Exercise prompt
Can you find the lines of the listing that include "React" and copy every one?

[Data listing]
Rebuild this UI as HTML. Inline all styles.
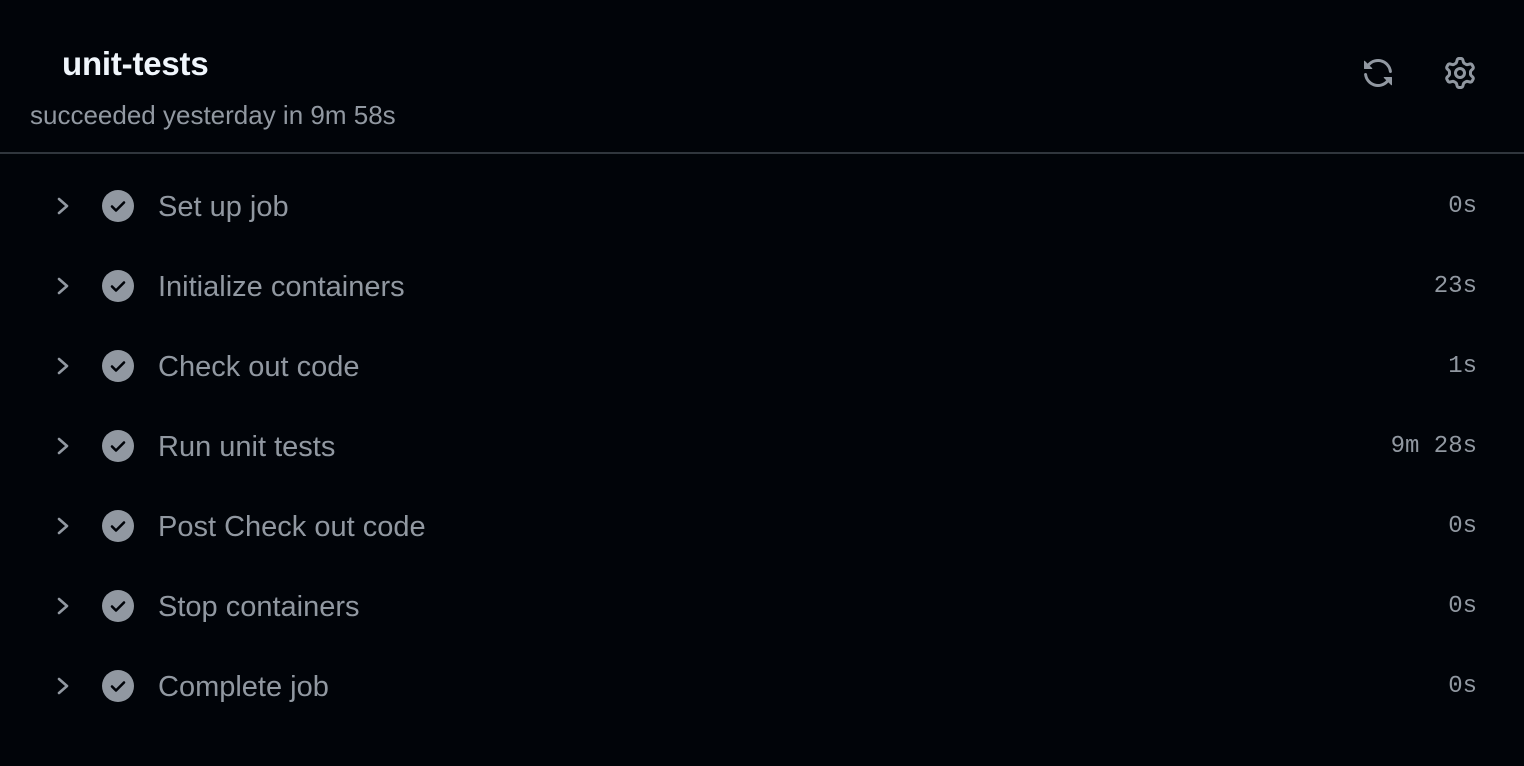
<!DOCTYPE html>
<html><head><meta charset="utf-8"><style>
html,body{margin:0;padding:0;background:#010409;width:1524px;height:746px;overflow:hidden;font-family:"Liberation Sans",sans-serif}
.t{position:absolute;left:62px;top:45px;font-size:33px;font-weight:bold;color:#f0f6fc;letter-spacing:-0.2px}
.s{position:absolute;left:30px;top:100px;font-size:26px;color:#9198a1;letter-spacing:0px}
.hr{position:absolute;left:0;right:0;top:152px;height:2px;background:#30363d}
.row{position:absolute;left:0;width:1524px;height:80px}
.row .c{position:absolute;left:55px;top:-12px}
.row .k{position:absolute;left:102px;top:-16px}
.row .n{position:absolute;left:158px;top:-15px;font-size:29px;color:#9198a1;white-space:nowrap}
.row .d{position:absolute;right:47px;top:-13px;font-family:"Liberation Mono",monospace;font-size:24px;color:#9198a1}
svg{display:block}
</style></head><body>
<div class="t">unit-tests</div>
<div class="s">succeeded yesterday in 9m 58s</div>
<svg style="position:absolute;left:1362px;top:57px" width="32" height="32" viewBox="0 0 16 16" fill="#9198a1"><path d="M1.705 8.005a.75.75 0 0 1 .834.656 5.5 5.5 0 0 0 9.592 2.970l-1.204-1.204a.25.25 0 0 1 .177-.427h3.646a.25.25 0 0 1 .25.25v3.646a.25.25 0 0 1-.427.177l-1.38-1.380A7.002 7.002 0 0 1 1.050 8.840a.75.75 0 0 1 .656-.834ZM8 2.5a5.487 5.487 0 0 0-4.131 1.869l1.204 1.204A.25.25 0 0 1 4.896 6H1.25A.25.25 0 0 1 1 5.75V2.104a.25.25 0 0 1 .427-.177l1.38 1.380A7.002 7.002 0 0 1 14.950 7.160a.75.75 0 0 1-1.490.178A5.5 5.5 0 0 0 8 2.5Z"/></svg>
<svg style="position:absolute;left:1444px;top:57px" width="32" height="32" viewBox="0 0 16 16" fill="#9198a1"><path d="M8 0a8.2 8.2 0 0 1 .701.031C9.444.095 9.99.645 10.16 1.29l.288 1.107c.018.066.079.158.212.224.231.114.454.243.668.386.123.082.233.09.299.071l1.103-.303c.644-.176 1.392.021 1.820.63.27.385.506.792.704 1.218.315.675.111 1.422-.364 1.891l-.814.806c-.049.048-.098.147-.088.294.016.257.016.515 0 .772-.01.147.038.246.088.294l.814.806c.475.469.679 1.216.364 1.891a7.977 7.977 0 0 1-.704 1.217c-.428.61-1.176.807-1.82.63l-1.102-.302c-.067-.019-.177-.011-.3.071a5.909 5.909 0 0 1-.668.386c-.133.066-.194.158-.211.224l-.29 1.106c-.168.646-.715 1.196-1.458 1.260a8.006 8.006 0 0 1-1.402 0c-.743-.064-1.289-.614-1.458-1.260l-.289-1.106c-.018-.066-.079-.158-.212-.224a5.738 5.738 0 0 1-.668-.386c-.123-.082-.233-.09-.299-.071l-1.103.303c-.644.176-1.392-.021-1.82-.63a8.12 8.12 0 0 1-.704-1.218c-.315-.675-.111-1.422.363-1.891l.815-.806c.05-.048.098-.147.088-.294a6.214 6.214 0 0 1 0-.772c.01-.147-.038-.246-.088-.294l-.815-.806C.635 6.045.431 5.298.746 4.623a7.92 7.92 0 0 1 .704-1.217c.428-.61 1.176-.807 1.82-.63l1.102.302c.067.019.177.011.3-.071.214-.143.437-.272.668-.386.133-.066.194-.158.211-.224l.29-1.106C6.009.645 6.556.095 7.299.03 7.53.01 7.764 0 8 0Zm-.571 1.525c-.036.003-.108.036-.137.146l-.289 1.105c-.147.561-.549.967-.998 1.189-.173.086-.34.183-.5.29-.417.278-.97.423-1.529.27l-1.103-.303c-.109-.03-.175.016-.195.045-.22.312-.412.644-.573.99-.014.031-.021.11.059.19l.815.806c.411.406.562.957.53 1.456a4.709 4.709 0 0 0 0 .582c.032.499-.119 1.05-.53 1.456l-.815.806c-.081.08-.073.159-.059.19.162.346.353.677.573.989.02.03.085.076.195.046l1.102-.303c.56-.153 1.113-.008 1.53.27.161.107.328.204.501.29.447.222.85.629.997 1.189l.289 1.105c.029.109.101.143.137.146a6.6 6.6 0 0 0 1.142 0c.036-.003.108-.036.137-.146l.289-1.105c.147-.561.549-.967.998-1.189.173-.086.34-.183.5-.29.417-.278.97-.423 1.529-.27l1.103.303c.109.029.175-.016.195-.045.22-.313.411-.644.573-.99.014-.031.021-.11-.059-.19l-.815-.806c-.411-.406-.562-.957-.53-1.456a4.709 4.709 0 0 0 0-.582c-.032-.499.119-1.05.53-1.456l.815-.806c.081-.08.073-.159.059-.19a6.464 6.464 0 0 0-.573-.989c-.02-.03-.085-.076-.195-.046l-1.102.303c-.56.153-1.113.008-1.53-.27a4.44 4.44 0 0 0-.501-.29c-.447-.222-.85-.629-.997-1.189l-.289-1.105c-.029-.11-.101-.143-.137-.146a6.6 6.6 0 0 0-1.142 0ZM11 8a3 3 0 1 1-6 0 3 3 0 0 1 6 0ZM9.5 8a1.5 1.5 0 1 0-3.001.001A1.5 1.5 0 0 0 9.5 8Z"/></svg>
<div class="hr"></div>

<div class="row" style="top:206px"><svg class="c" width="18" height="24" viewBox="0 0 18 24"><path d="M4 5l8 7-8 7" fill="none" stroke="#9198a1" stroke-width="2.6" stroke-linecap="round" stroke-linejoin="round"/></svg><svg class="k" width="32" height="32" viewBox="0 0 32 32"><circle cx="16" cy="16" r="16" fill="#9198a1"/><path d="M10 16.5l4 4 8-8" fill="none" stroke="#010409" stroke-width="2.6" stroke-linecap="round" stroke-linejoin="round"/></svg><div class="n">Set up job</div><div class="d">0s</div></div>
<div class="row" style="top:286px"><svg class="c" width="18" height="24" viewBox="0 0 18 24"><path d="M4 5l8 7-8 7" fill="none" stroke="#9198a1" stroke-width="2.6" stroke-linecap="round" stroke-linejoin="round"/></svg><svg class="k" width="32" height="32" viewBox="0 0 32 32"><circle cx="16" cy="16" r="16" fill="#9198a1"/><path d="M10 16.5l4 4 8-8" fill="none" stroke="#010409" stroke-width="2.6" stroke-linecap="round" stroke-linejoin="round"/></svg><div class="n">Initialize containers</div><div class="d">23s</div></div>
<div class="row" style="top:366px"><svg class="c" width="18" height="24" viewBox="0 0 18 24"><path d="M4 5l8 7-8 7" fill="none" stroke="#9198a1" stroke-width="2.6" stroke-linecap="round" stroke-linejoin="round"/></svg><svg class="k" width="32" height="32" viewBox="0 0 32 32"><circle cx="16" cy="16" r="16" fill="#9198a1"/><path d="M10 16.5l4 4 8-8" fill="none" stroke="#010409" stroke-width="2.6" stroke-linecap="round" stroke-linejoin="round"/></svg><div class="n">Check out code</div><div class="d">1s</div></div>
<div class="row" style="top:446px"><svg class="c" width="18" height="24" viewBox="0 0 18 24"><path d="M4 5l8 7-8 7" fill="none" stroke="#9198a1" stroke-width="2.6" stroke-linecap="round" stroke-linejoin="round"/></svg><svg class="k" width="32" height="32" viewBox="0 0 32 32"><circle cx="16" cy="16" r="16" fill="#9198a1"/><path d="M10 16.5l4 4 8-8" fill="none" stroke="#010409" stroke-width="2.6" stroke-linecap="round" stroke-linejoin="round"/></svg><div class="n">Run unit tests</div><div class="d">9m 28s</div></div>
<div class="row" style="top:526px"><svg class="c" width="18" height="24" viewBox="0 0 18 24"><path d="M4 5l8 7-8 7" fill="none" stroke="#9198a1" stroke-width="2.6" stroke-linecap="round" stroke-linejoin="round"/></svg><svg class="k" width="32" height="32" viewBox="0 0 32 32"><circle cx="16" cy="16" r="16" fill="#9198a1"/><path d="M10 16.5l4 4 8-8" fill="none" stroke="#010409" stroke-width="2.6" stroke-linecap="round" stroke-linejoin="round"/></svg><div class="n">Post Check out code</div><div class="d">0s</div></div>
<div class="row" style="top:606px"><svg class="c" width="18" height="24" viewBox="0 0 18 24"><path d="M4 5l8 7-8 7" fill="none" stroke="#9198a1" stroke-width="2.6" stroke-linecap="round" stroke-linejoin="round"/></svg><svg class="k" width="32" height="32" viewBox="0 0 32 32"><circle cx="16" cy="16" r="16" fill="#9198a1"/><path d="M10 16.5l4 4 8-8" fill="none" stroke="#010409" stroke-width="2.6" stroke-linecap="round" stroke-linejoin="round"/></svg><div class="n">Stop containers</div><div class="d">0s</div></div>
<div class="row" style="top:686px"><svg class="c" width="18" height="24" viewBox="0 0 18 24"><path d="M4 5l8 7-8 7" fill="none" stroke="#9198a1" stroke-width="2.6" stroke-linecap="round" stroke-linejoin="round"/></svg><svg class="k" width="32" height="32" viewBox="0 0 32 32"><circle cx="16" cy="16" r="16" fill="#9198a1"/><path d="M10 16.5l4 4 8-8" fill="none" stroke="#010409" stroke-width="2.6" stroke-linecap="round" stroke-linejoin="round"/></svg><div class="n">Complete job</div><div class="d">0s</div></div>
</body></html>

...

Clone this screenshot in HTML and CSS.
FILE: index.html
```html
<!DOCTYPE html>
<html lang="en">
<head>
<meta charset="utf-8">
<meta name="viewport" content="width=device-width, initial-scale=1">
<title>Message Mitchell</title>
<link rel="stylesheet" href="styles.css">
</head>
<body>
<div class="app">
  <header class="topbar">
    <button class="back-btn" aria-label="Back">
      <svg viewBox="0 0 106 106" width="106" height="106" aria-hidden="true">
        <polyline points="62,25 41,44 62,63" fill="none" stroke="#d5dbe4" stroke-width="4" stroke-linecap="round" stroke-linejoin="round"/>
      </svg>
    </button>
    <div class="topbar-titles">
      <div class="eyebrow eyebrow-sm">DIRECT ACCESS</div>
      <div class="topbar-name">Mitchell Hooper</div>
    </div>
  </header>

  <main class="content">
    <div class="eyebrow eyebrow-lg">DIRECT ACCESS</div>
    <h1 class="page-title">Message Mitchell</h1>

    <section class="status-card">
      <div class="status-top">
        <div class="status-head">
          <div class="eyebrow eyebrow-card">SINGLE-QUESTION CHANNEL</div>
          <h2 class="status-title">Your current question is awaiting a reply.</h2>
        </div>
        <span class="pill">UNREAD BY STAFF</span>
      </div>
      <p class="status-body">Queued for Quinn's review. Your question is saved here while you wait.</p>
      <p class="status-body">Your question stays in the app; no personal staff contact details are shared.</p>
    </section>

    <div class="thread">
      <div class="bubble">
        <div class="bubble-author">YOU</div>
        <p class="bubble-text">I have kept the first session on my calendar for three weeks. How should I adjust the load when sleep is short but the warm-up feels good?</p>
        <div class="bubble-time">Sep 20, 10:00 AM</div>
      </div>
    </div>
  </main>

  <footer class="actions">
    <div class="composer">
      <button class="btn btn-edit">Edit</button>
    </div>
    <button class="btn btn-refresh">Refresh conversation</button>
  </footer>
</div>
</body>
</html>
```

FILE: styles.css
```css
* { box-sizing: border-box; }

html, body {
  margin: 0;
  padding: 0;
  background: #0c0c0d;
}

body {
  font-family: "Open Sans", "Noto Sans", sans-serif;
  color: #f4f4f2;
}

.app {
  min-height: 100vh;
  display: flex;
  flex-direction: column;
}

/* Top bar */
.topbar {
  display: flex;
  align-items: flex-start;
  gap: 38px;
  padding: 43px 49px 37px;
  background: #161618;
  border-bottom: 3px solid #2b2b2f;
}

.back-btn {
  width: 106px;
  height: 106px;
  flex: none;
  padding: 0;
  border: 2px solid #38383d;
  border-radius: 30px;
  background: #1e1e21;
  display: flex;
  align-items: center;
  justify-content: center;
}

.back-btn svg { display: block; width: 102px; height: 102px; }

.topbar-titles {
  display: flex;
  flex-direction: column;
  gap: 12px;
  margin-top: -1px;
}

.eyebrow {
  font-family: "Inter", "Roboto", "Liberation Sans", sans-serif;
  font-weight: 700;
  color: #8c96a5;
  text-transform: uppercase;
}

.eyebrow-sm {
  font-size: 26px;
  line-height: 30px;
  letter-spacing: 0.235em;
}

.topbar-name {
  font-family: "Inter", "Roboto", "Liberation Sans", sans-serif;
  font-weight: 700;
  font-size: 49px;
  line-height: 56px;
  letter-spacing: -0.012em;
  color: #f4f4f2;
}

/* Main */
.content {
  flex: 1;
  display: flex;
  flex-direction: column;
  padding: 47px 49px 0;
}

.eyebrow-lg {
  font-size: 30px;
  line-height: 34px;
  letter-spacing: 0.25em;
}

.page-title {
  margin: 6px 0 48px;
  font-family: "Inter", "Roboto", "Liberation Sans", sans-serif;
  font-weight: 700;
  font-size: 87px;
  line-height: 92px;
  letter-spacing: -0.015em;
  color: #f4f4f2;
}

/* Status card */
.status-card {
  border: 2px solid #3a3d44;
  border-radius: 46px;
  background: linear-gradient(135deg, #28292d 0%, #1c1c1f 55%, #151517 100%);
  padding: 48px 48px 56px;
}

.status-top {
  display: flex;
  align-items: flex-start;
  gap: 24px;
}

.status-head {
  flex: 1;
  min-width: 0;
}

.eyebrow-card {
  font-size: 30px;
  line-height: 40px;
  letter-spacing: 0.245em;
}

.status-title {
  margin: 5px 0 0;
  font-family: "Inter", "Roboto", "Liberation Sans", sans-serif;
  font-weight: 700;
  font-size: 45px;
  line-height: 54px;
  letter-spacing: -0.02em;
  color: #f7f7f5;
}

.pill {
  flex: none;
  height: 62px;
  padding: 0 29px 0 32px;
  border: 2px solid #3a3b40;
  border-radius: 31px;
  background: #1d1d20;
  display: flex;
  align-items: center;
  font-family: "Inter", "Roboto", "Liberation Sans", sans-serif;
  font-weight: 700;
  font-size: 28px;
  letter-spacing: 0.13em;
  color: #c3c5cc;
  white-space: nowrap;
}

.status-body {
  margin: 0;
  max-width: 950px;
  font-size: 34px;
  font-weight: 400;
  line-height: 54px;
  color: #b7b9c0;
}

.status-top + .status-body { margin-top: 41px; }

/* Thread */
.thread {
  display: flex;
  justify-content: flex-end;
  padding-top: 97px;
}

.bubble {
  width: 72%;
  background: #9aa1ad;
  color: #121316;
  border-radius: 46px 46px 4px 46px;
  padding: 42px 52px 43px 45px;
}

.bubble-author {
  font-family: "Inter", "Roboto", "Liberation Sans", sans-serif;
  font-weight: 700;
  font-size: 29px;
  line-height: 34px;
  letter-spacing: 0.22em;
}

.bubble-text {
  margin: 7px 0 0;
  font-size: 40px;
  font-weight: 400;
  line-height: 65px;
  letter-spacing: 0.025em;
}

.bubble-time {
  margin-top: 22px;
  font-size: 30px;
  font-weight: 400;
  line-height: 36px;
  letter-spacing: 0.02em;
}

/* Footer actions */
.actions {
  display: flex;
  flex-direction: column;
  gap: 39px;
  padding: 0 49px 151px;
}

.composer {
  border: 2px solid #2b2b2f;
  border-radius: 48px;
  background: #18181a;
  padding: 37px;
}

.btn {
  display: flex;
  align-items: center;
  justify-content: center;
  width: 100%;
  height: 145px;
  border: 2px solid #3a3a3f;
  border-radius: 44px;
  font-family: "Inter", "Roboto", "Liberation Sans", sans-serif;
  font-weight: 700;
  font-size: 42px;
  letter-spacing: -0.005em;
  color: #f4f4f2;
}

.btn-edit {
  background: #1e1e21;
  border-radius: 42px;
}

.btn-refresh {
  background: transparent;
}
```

* * *

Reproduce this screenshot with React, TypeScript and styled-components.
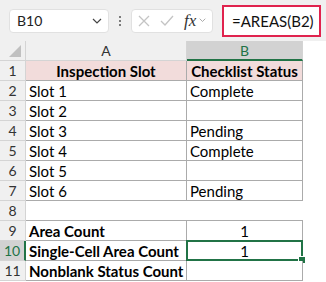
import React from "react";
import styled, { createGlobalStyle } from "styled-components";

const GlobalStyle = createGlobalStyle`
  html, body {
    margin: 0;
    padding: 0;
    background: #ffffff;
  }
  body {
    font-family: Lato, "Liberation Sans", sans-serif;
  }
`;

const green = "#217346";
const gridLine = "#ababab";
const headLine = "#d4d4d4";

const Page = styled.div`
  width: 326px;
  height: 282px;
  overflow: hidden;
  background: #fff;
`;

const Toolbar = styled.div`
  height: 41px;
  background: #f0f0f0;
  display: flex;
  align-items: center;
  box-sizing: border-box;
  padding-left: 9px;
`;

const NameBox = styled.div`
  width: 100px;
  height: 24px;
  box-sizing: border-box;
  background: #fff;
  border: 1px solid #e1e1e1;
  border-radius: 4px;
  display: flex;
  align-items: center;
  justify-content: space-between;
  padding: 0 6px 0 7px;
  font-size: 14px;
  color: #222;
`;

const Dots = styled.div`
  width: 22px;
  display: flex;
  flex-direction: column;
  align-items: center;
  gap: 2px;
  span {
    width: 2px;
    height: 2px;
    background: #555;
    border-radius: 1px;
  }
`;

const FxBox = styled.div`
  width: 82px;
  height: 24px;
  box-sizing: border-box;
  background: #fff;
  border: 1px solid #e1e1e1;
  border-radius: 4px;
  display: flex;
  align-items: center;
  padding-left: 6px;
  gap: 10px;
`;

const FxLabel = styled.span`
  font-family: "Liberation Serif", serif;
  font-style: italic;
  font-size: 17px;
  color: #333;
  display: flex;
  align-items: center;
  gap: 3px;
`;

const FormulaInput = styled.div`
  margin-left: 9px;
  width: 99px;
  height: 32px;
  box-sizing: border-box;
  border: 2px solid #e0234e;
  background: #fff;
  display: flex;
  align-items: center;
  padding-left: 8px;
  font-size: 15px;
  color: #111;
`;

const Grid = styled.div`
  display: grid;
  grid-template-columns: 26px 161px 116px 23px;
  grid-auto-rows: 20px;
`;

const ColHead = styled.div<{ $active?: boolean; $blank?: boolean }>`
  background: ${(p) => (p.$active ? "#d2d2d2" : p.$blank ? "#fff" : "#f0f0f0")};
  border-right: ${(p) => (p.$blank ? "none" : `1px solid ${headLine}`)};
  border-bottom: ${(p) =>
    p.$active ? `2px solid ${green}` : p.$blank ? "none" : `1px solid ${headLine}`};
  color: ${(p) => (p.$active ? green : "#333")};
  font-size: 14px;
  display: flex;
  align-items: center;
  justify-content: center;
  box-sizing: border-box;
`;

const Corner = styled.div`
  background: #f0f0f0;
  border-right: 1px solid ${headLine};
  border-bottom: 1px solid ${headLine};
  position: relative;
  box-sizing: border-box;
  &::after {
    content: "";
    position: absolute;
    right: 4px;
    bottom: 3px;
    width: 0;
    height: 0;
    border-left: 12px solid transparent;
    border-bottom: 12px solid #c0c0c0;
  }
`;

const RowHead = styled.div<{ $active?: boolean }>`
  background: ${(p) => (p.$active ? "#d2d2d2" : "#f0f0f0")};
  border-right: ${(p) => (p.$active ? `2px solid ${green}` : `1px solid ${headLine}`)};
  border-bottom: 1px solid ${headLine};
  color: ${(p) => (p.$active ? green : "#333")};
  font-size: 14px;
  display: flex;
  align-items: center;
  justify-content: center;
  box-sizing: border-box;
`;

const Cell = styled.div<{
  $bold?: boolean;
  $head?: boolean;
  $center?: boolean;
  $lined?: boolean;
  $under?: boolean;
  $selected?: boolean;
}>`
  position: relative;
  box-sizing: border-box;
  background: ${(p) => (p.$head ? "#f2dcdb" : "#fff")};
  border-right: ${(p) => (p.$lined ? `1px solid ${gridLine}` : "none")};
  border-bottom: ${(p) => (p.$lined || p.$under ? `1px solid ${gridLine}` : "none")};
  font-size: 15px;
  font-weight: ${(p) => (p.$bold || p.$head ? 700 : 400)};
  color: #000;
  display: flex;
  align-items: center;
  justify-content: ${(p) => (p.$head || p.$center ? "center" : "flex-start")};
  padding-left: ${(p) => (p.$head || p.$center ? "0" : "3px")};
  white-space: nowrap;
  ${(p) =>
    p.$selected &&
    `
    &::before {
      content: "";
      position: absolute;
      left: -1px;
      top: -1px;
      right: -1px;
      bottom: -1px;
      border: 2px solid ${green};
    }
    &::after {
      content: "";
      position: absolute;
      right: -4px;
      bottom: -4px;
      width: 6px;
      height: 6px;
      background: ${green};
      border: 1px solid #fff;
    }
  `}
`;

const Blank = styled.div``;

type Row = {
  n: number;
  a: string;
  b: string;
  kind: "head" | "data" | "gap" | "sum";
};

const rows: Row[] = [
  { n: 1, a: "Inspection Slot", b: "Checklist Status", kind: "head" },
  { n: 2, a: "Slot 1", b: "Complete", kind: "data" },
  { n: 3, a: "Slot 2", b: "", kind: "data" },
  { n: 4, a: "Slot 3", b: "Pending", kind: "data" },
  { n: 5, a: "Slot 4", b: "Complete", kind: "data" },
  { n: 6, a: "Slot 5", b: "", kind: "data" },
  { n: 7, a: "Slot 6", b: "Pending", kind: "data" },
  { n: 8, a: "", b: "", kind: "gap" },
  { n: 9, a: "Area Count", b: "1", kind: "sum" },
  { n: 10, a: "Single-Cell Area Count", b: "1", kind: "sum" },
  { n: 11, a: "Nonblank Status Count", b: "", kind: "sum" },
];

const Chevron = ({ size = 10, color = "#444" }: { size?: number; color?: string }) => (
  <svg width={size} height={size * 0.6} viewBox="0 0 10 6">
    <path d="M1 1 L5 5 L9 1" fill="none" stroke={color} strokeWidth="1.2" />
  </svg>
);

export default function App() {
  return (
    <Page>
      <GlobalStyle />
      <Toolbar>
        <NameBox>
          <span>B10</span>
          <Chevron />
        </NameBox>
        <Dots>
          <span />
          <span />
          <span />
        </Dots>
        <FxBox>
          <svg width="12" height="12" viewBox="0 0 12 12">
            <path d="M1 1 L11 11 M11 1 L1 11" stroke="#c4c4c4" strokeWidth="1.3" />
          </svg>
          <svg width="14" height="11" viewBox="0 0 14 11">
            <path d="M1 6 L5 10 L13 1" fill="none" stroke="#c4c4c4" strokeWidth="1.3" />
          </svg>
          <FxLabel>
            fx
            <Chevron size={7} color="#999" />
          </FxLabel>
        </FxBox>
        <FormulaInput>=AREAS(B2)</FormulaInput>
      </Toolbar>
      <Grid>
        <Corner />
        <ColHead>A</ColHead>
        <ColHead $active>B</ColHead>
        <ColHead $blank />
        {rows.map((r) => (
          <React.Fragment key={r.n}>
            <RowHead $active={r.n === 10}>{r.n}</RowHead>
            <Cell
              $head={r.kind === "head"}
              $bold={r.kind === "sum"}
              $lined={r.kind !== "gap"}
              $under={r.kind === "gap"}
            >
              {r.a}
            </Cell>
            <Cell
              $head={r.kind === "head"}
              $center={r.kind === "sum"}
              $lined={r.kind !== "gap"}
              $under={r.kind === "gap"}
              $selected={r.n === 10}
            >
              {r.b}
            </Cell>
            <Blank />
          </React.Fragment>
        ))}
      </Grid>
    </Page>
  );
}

Complete response
Reproduce this screenshot with React, TypeScript and styled-components.
import React from "react";
          <React.Fragment key={r.n}>
          </React.Fragment>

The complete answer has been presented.